Siedlak1975 napisał(a):
Wsawiłem twoje życiowki do kalkulatora z bieganie.pl i maks to wyszło 3:03:44. Do 2:55 dużo brakuje. Sprawdziłem bo byłem przekonany że na sub 3 to trzeba by zrobić 38:30 oraz 1:26:00
To nie o mnie chodziło, jeśli na mnie sprawdzałeś

Ja to maraton biegłem w ubiegłym rok będąc na znacznie innym poziomie. Zresztą, ja to mam cel złamać póki 90min w HM

Chodziło o użytkownika
marcinnek_ który ma
1:23:56Wypowiedź jego poniżej:
Cytuj:
Na wiosnę 2015, raptem w drugim maratońskim starcie w życiu, wykręciłem 3:10 (przy 10k w 40min, 21k w 1:28) i od tego czasu maraton atakowałem pięć razy, dwa razy będąc święcie przekonanym, że trójka jest w zasięgu, mając na 21k złamane 1:24. I dupa.
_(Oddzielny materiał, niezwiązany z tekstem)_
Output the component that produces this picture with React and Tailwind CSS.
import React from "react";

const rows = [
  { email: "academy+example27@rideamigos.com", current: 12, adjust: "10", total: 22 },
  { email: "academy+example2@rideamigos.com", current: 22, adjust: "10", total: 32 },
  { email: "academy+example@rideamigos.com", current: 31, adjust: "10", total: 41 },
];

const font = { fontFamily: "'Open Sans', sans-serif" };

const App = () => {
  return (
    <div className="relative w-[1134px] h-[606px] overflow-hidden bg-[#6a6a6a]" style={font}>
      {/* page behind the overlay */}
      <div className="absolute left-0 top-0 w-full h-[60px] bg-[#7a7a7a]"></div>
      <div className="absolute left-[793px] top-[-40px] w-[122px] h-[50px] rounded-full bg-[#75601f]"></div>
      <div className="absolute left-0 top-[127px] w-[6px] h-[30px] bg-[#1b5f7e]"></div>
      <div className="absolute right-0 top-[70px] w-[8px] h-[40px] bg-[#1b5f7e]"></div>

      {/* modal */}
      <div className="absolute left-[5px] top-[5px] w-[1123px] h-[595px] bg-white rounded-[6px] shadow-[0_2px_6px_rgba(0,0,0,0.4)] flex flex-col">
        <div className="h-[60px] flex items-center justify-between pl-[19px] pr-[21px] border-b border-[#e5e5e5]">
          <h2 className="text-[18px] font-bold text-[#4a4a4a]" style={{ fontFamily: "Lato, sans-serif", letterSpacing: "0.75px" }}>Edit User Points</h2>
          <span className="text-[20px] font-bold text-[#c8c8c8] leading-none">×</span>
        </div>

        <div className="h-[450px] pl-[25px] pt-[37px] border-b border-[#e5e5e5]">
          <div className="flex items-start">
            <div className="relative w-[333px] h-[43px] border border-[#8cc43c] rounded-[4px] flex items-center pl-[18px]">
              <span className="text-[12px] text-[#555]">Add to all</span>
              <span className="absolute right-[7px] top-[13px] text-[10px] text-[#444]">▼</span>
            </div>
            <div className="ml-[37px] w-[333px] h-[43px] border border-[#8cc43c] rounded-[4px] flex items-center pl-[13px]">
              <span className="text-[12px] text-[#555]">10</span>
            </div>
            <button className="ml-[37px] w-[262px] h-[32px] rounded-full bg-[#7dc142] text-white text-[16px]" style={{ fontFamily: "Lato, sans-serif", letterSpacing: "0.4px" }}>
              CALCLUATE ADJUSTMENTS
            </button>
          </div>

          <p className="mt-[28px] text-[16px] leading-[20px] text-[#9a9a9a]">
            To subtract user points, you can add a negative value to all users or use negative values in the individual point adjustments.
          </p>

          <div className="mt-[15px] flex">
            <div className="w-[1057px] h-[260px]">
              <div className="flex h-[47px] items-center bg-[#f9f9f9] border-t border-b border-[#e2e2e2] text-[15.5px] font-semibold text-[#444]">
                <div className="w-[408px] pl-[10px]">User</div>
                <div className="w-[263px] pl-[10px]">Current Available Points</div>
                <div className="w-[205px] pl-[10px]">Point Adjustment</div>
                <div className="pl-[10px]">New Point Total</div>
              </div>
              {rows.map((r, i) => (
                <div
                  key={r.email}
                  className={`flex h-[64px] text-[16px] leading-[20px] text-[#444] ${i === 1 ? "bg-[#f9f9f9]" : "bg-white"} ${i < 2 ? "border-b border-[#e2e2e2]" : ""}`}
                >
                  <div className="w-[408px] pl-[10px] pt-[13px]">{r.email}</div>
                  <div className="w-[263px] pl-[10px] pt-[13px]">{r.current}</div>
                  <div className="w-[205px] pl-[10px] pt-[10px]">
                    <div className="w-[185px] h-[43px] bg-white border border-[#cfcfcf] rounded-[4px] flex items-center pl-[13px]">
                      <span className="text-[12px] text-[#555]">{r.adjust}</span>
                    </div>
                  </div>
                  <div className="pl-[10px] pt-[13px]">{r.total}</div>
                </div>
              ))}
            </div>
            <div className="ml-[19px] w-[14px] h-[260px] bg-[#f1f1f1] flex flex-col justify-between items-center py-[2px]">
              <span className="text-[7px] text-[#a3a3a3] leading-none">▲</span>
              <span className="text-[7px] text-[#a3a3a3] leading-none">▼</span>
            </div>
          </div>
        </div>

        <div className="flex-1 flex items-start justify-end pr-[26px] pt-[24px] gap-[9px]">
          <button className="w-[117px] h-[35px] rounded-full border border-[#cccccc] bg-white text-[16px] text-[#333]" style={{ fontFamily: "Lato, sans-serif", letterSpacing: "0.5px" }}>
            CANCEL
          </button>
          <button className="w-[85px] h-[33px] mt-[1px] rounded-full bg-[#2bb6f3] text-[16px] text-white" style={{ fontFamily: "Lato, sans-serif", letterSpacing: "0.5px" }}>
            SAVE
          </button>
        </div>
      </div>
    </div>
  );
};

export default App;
To nie jest takie proste. Niestety trzeba dużo poświęcić, solidne dystanse tłuc tydzień w tydzień. W 2019 wziąłem na luz, te ostatnie 5min z życiówki czeka na 2020 do urwania.
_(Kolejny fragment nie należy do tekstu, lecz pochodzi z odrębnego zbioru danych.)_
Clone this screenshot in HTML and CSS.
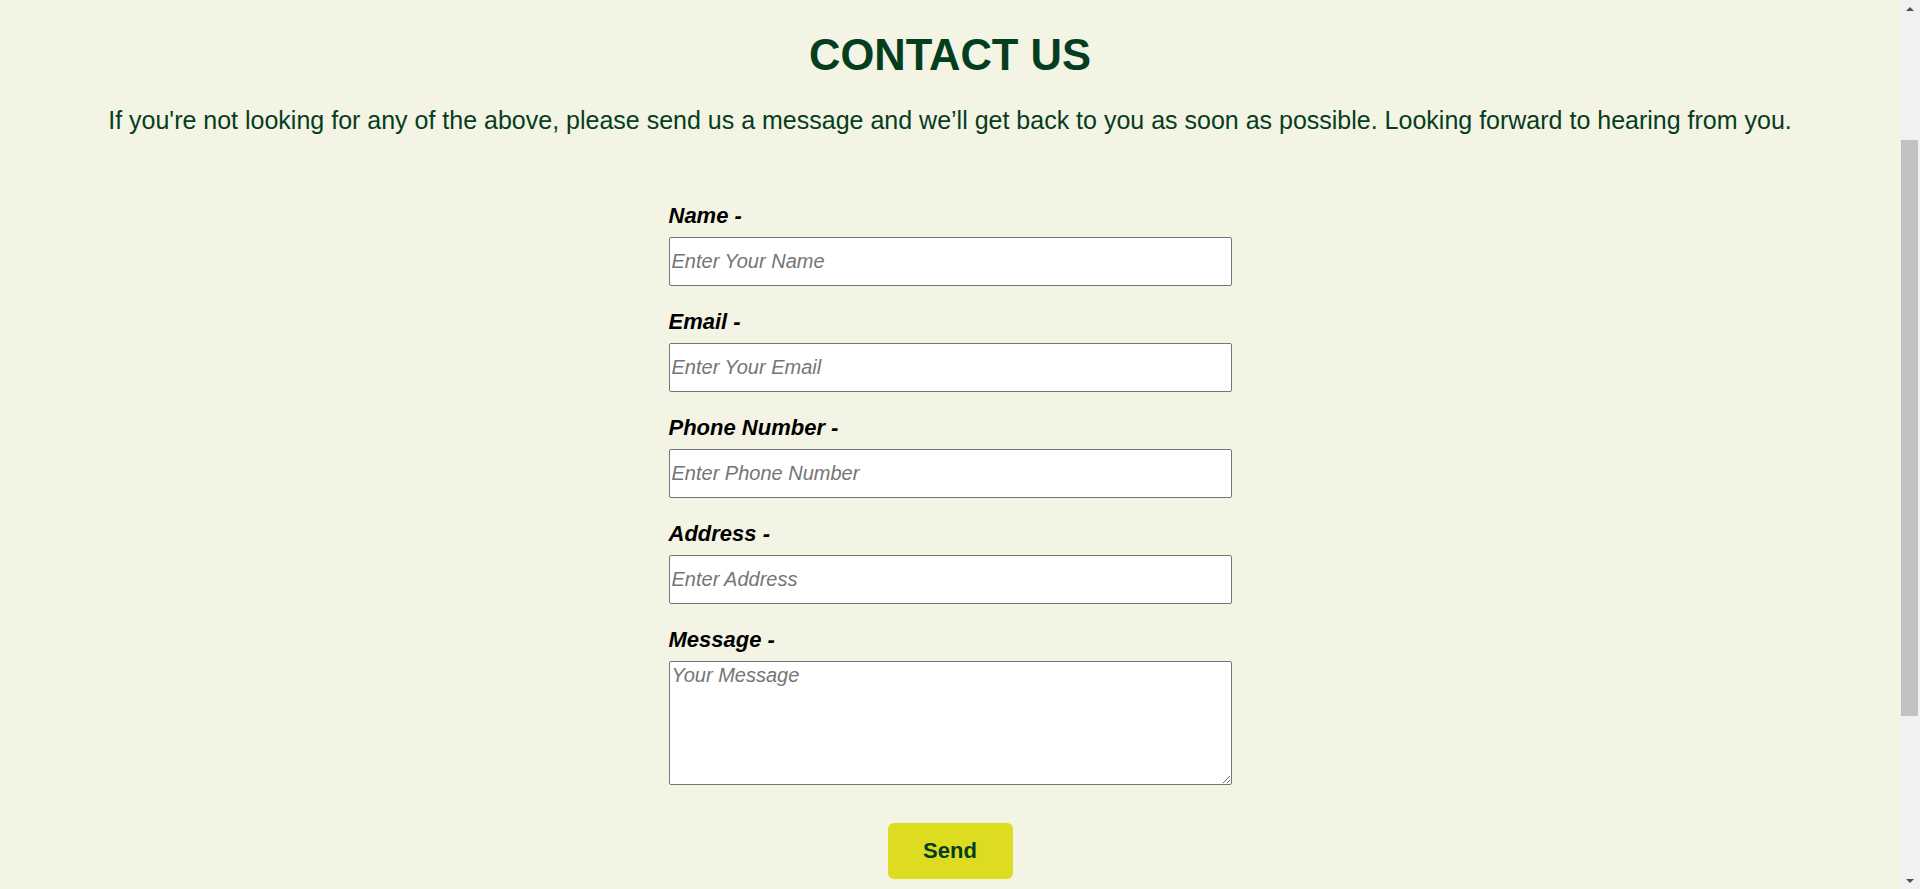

Chodziło mi o zobrazowanie i podkreślenie, że nie jest to proste. @Arti zresztą napisał, że niektórzy biegając już na naprawdę b.dobrym poziomie 34-35min nie mogą złamać.
marcinnek_ napisał(a):
Między 40min a 3h jest niebotyczna różnica. Nawet u Danielsa na skali VDOT te wyniki dzieli ponad 2 punkty, czyli ok. 1 minuta na 10k. Nie mówiąc już o tym, że wydłużenie się do dystansu maratonu zgodnie z tabelami wymaga jeszcze większej pracy i objętości treningowej.
Jasne, masz rację w stu procentach! Chciałem tylko ukazać, że coś co mi się wydawało nieosiągalne udało się zrobić. Więc tak może dla Przemka będzie z 3h - motywowałem. Choć na obecną chwilę, jak już pisałem - wydaje się to mocno nie realne.
@marcinnek
Trenujesz na podstawie Danielsa? Pytam, bo sam bazuje na jego książce.